Futures for Canada's main stock index declined, with the S&P/TSX composite futures down approximately 0.92% in early trading. The dip reflects growing investor anxiety over rising inflation, fueled by a surge in oil prices due to escalating geopolitical tensions in the Middle East. This negative sentiment was also mirrored in Wall Street futures, which saw sharp declines.
The primary driver for market concern is the sharp increase in oil prices, which have reached levels not seen since mid-2022. The increase is a direct result of intensifying conflict in the Middle East, which has stoked fears of prolonged shipping disruptions and supply cuts. Canada’s benchmark equity index, which is heavily weighted with energy and mining stocks, has already fallen nearly 3.7% in March.
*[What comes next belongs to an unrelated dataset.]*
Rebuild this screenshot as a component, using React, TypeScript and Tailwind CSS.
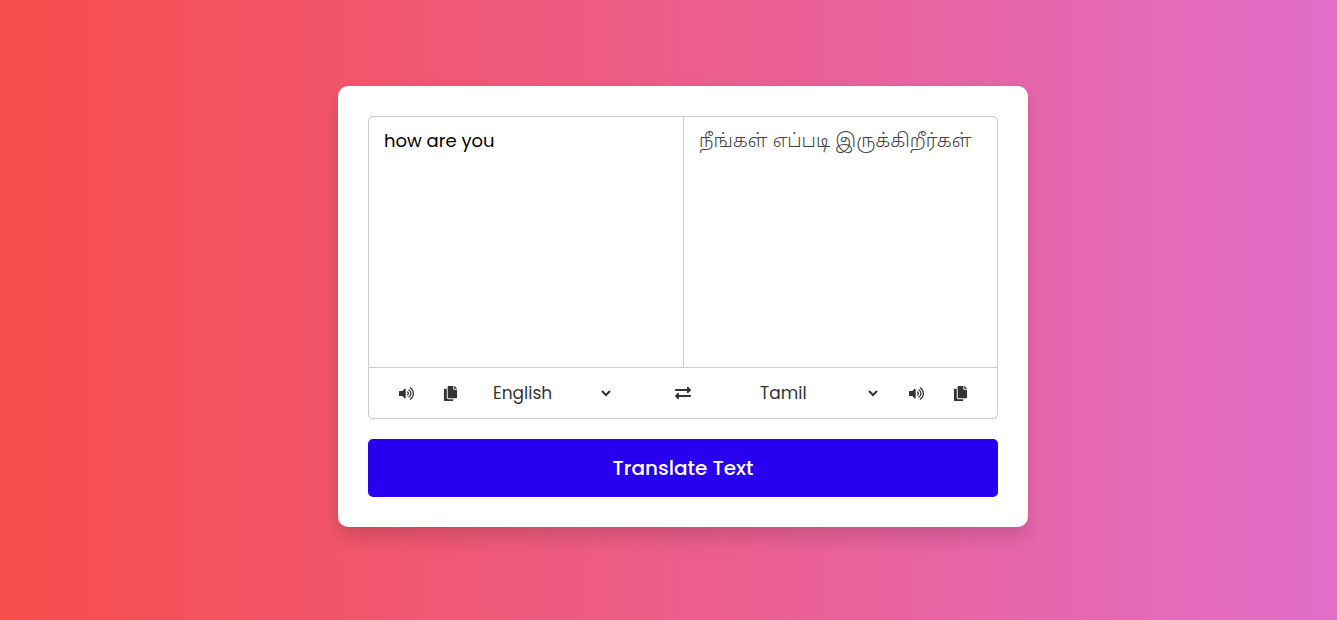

The sustained rise in crude oil prices is a significant factor contributing to broader inflation pressures. This economic headwind has put downward pressure on assets like gold, which is also contending with a stronger US dollar. Consequently, market participants are now keenly awaiting key economic data, including US inflation readings and Canadian jobs data, for guidance on the future direction of monetary policy.
Investors remain cautious as geopolitical risks translate into tangible economic concerns like inflation. The market's direction in the near term will likely be influenced by upcoming economic reports from both the U.S. and Canada, which will provide further clarity on the policy outlook for central banks.
Q: Why are Canadian stock futures declining?
A: They are declining primarily because rising oil prices, caused by Middle East tensions, are increasing investor concerns about higher inflation.
Q: What are traders watching for next?
A: Traders are closely watching for the release of US inflation figures and Canadian jobs data later this week to gauge the future of monetary policy.